**EXERCISE OBJECTIVE:**
Repeat the entries that follow verbatim, without any of their pictures.

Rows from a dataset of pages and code
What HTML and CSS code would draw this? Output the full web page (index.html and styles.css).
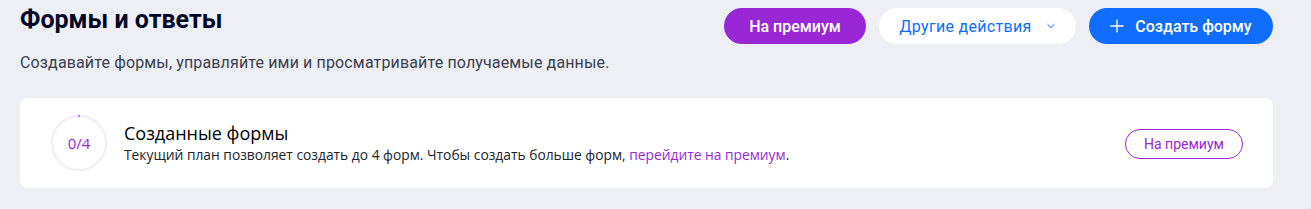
FILE: index.html
```html
<!DOCTYPE html>
<html lang="ru">
<head>
<meta charset="utf-8">
<link rel="stylesheet" href="styles.css">
</head>
<body>
<div class="page">
  <div class="header">
    <div class="heading">
      <h1 class="title">Формы и ответы</h1>
      <p class="subtitle">Создавайте формы, управляйте ими и просматривайте получаемые данные.</p>
    </div>
    <div class="actions">
      <button class="btn btn-premium">На премиум</button>
      <button class="btn btn-more">Другие действия
        <svg class="chev" width="10" height="6" viewBox="0 0 10 6"><path d="M1.5 1.2 L5 4.6 L8.5 1.2" fill="none" stroke="#116dff" stroke-width="1"/></svg>
      </button>
      <button class="btn btn-create">
        <svg class="plus" width="14" height="14" viewBox="0 0 14 14"><path d="M7 0.5 V13.5 M0.5 7 H13.5" stroke="#fff" stroke-width="1.3"/></svg>
        Создать форму
      </button>
    </div>
  </div>
  <div class="card">
    <div class="ring">
      <svg width="58" height="58" viewBox="0 0 58 58">
        <circle cx="29" cy="29" r="27" fill="none" stroke="#f3ebf9" stroke-width="2"/>
        <path d="M28.4 2 H29.6" stroke="#9a27d5" stroke-width="2"/>
      </svg>
      <span class="ring-text">0/4</span>
    </div>
    <div class="info">
      <div class="info-title">Созданные формы</div>
      <div class="info-text">Текущий план позволяет создать до 4 форм. Чтобы создать больше форм, <a class="link" href="#">перейдите на премиум</a>.</div>
    </div>
    <button class="btn-outline">На премиум</button>
  </div>
</div>
</body>
</html>
```
FILE: styles.css
```css
html, body {
  margin: 0;
  padding: 0;
  background: #edeff4;
}
body {
  font-family: "Roboto", sans-serif;
  color: #000624;
}
.page {
  padding: 0 38px 0 20px;
}
.header {
  display: flex;
  justify-content: space-between;
  align-items: flex-start;
}
.title {
  margin: 0;
  padding-top: 4px;
  font-family: "Roboto", sans-serif;
  font-size: 25px;
  font-weight: 700;
  line-height: 32px;
  color: #000624;
}
.subtitle {
  margin: 15px 0 0;
  font-size: 16px;
  line-height: 24px;
  letter-spacing: 0.14px;
  color: #3b3f4f;
  font-family: "Roboto", sans-serif;
}
.actions {
  display: flex;
  gap: 13px;
  padding-top: 8px;
}
.btn {
  height: 36px;
  border: none;
  border-radius: 18px;
  font-family: "Roboto", sans-serif;
  font-size: 16px;
  font-weight: 500;
  display: flex;
  align-items: center;
  cursor: pointer;
}
.btn-premium {
  background: #9a27d5;
  color: #fff;
  padding: 0 24px;
  width: 142px;
  justify-content: center;
}
.btn-more {
  background: #fff;
  color: #116dff;
  font-weight: 400;
  width: 197px;
  justify-content: center;
  gap: 14px;
  letter-spacing: 0.3px;
}
.btn-create {
  background: #116dff;
  color: #fff;
  width: 184px;
  justify-content: center;
  gap: 11px;
}
.card {
  margin-top: 23px;
  background: #fff;
  border-radius: 8px;
  height: 90px;
  display: flex;
  align-items: center;
  padding: 0 30px 0 30px;
  box-sizing: border-box;
}
.ring {
  position: relative;
  width: 58px;
  height: 58px;
  flex: none;
}
.ring svg {
  display: block;
}
.ring-text {
  position: absolute;
  inset: 0;
  display: flex;
  align-items: center;
  justify-content: center;
  font-family: "Open Sans", sans-serif;
  font-size: 15px;
  color: #9a27d5;
}
.info {
  margin-left: 16px;
  flex: 1;
  padding-bottom: 2px;
}
.info-title {
  font-family: "Open Sans", sans-serif;
  font-size: 18px;
  line-height: 24px;
  color: #000;
}
.info-text {
  margin-top: 1px;
  font-family: "Open Sans", sans-serif;
  font-size: 13.8px;
  line-height: 18px;
  color: #20232c;
}
.link {
  color: #9a27d5;
  text-decoration: none;
}
.btn-outline {
  height: 30px;
  width: 118px;
  border: 1px solid #9a27d5;
  border-radius: 15px;
  background: #fff;
  color: #9a27d5;
  font-family: "Roboto", sans-serif;
  font-size: 14px;
  margin-top: 1px;
}
```
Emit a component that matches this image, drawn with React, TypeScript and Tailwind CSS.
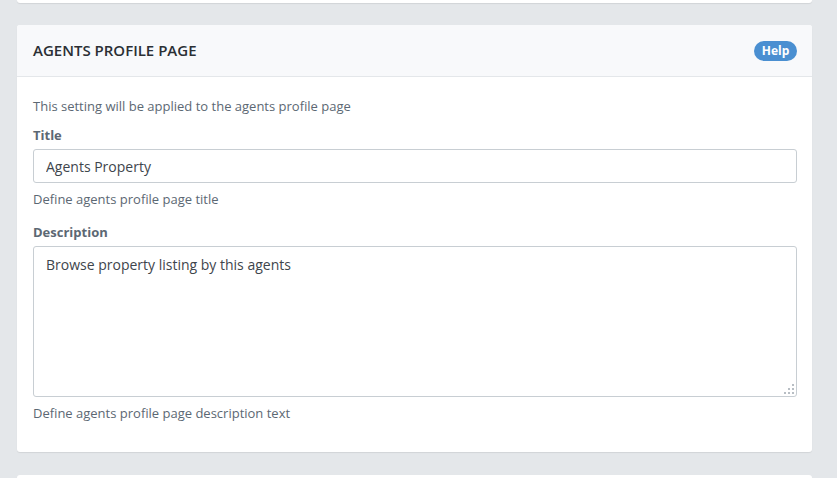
export default function App() {
  return (
    <div
      className="w-[837px] h-[478px] overflow-hidden bg-[#e4e7ea] pl-[17px] pr-[25px] flex flex-col"
      style={{ fontFamily: '"Open Sans", "Noto Sans", sans-serif' }}
    >
      {/* tail of previous card */}
      <div className="h-[3px] bg-white rounded-b-[3px] shadow-[0_1px_1px_rgba(0,0,0,0.08)] shrink-0" />

      <div className="mt-[22px] bg-white rounded-[3px] shadow-[0_1px_1px_rgba(0,0,0,0.08)] shrink-0">
        <div className="h-[52px] bg-[#f8f9fb] border-b border-[#e4e7ea] rounded-t-[3px] flex items-center justify-between pl-4 pr-[15px]">
          <h2 className="text-[15px] font-semibold text-[#2a2f34]">AGENTS PROFILE PAGE</h2>
          <span className="w-[43px] h-[20px] flex items-center justify-center bg-[#4a8fd1] text-white text-[12px] font-bold leading-none rounded-full">
            Help
          </span>
        </div>

        <div className="pl-4 pr-[15px] pt-[19px] pb-[29px] text-[13px] text-[#5c6873]">
          <p className="leading-[20px]">This setting will be applied to the agents profile page</p>

          <label className="block mt-[9px] font-bold leading-[20px]">Title</label>
          <input
            className="mt-[4px] w-full h-[34px] border border-[#c8ced3] rounded-[3px] px-3 text-[14px] text-[#3e454c] outline-none"
            defaultValue="Agents Property"
          />
          <p className="mt-[6px] leading-[20px]">Define agents profile page title</p>

          <label className="block mt-[13px] font-bold leading-[20px]">Description</label>
          <div className="relative mt-[4px]">
            <textarea
              className="block w-full h-[151px] border border-[#c8ced3] rounded-[3px] px-3 py-[7px] text-[14px] text-[#3e454c] outline-none resize-none"
              defaultValue="Browse property listing by this agents"
            />
            <svg className="absolute right-[2px] bottom-[2px]" width="11" height="11" viewBox="0 0 11 11">
              <g fill="#b8bec4">
                <rect x="8" y="0" width="2" height="2" />
                <rect x="4" y="4" width="2" height="2" />
                <rect x="8" y="4" width="2" height="2" />
                <rect x="0" y="8" width="2" height="2" />
                <rect x="4" y="8" width="2" height="2" />
                <rect x="8" y="8" width="2" height="2" />
              </g>
            </svg>
          </div>
          <p className="mt-[6px] leading-[20px]">Define agents profile page description text</p>
        </div>
      </div>

      <div className="mt-[23px] h-[20px] bg-white rounded-t-[3px] shrink-0" />
    </div>
  );
}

**FINAL RESULT:**
What HTML and CSS code would draw this? Output the full web page (index.html and styles.css).
FILE: index.html
```html
<!DOCTYPE html>
<html lang="ru">
<head>
<meta charset="utf-8">
<link rel="stylesheet" href="styles.css">
</head>
<body>
<div class="page">
  <div class="header">
    <div class="heading">
      <h1 class="title">Формы и ответы</h1>
      <p class="subtitle">Создавайте формы, управляйте ими и просматривайте получаемые данные.</p>
    </div>
    <div class="actions">
      <button class="btn btn-premium">На премиум</button>
      <button class="btn btn-more">Другие действия
        <svg class="chev" width="10" height="6" viewBox="0 0 10 6"><path d="M1.5 1.2 L5 4.6 L8.5 1.2" fill="none" stroke="#116dff" stroke-width="1"/></svg>
      </button>
      <button class="btn btn-create">
        <svg class="plus" width="14" height="14" viewBox="0 0 14 14"><path d="M7 0.5 V13.5 M0.5 7 H13.5" stroke="#fff" stroke-width="1.3"/></svg>
        Создать форму
      </button>
    </div>
  </div>
  <div class="card">
    <div class="ring">
      <svg width="58" height="58" viewBox="0 0 58 58">
        <circle cx="29" cy="29" r="27" fill="none" stroke="#f3ebf9" stroke-width="2"/>
        <path d="M28.4 2 H29.6" stroke="#9a27d5" stroke-width="2"/>
      </svg>
      <span class="ring-text">0/4</span>
    </div>
    <div class="info">
      <div class="info-title">Созданные формы</div>
      <div class="info-text">Текущий план позволяет создать до 4 форм. Чтобы создать больше форм, <a class="link" href="#">перейдите на премиум</a>.</div>
    </div>
    <button class="btn-outline">На премиум</button>
  </div>
</div>
</body>
</html>
```
FILE: styles.css
```css
html, body {
  margin: 0;
  padding: 0;
  background: #edeff4;
}
body {
  font-family: "Roboto", sans-serif;
  color: #000624;
}
.page {
  padding: 0 38px 0 20px;
}
.header {
  display: flex;
  justify-content: space-between;
  align-items: flex-start;
}
.title {
  margin: 0;
  padding-top: 4px;
  font-family: "Roboto", sans-serif;
  font-size: 25px;
  font-weight: 700;
  line-height: 32px;
  color: #000624;
}
.subtitle {
  margin: 15px 0 0;
  font-size: 16px;
  line-height: 24px;
  letter-spacing: 0.14px;
  color: #3b3f4f;
  font-family: "Roboto", sans-serif;
}
.actions {
  display: flex;
  gap: 13px;
  padding-top: 8px;
}
.btn {
  height: 36px;
  border: none;
  border-radius: 18px;
  font-family: "Roboto", sans-serif;
  font-size: 16px;
  font-weight: 500;
  display: flex;
  align-items: center;
  cursor: pointer;
}
.btn-premium {
  background: #9a27d5;
  color: #fff;
  padding: 0 24px;
  width: 142px;
  justify-content: center;
}
.btn-more {
  background: #fff;
  color: #116dff;
  font-weight: 400;
  width: 197px;
  justify-content: center;
  gap: 14px;
  letter-spacing: 0.3px;
}
.btn-create {
  background: #116dff;
  color: #fff;
  width: 184px;
  justify-content: center;
  gap: 11px;
}
.card {
  margin-top: 23px;
  background: #fff;
  border-radius: 8px;
  height: 90px;
  display: flex;
  align-items: center;
  padding: 0 30px 0 30px;
  box-sizing: border-box;
}
.ring {
  position: relative;
  width: 58px;
  height: 58px;
  flex: none;
}
.ring svg {
  display: block;
}
.ring-text {
  position: absolute;
  inset: 0;
  display: flex;
  align-items: center;
  justify-content: center;
  font-family: "Open Sans", sans-serif;
  font-size: 15px;
  color: #9a27d5;
}
.info {
  margin-left: 16px;
  flex: 1;
  padding-bottom: 2px;
}
.info-title {
  font-family: "Open Sans", sans-serif;
  font-size: 18px;
  line-height: 24px;
  color: #000;
}
.info-text {
  margin-top: 1px;
  font-family: "Open Sans", sans-serif;
  font-size: 13.8px;
  line-height: 18px;
  color: #20232c;
}
.link {
  color: #9a27d5;
  text-decoration: none;
}
.btn-outline {
  height: 30px;
  width: 118px;
  border: 1px solid #9a27d5;
  border-radius: 15px;
  background: #fff;
  color: #9a27d5;
  font-family: "Roboto", sans-serif;
  font-size: 14px;
  margin-top: 1px;
}
```
Emit a component that matches this image, drawn with React, TypeScript and Tailwind CSS.
export default function App() {
  return (
    <div
      className="w-[837px] h-[478px] overflow-hidden bg-[#e4e7ea] pl-[17px] pr-[25px] flex flex-col"
      style={{ fontFamily: '"Open Sans", "Noto Sans", sans-serif' }}
    >
      {/* tail of previous card */}
      <div className="h-[3px] bg-white rounded-b-[3px] shadow-[0_1px_1px_rgba(0,0,0,0.08)] shrink-0" />

      <div className="mt-[22px] bg-white rounded-[3px] shadow-[0_1px_1px_rgba(0,0,0,0.08)] shrink-0">
        <div className="h-[52px] bg-[#f8f9fb] border-b border-[#e4e7ea] rounded-t-[3px] flex items-center justify-between pl-4 pr-[15px]">
          <h2 className="text-[15px] font-semibold text-[#2a2f34]">AGENTS PROFILE PAGE</h2>
          <span className="w-[43px] h-[20px] flex items-center justify-center bg-[#4a8fd1] text-white text-[12px] font-bold leading-none rounded-full">
            Help
          </span>
        </div>

        <div className="pl-4 pr-[15px] pt-[19px] pb-[29px] text-[13px] text-[#5c6873]">
          <p className="leading-[20px]">This setting will be applied to the agents profile page</p>

          <label className="block mt-[9px] font-bold leading-[20px]">Title</label>
          <input
            className="mt-[4px] w-full h-[34px] border border-[#c8ced3] rounded-[3px] px-3 text-[14px] text-[#3e454c] outline-none"
            defaultValue="Agents Property"
          />
          <p className="mt-[6px] leading-[20px]">Define agents profile page title</p>

          <label className="block mt-[13px] font-bold leading-[20px]">Description</label>
          <div className="relative mt-[4px]">
            <textarea
              className="block w-full h-[151px] border border-[#c8ced3] rounded-[3px] px-3 py-[7px] text-[14px] text-[#3e454c] outline-none resize-none"
              defaultValue="Browse property listing by this agents"
            />
            <svg className="absolute right-[2px] bottom-[2px]" width="11" height="11" viewBox="0 0 11 11">
              <g fill="#b8bec4">
                <rect x="8" y="0" width="2" height="2" />
                <rect x="4" y="4" width="2" height="2" />
                <rect x="8" y="4" width="2" height="2" />
                <rect x="0" y="8" width="2" height="2" />
                <rect x="4" y="8" width="2" height="2" />
                <rect x="8" y="8" width="2" height="2" />
              </g>
            </svg>
          </div>
          <p className="mt-[6px] leading-[20px]">Define agents profile page description text</p>
        </div>
      </div>

      <div className="mt-[23px] h-[20px] bg-white rounded-t-[3px] shrink-0" />
    </div>
  );
}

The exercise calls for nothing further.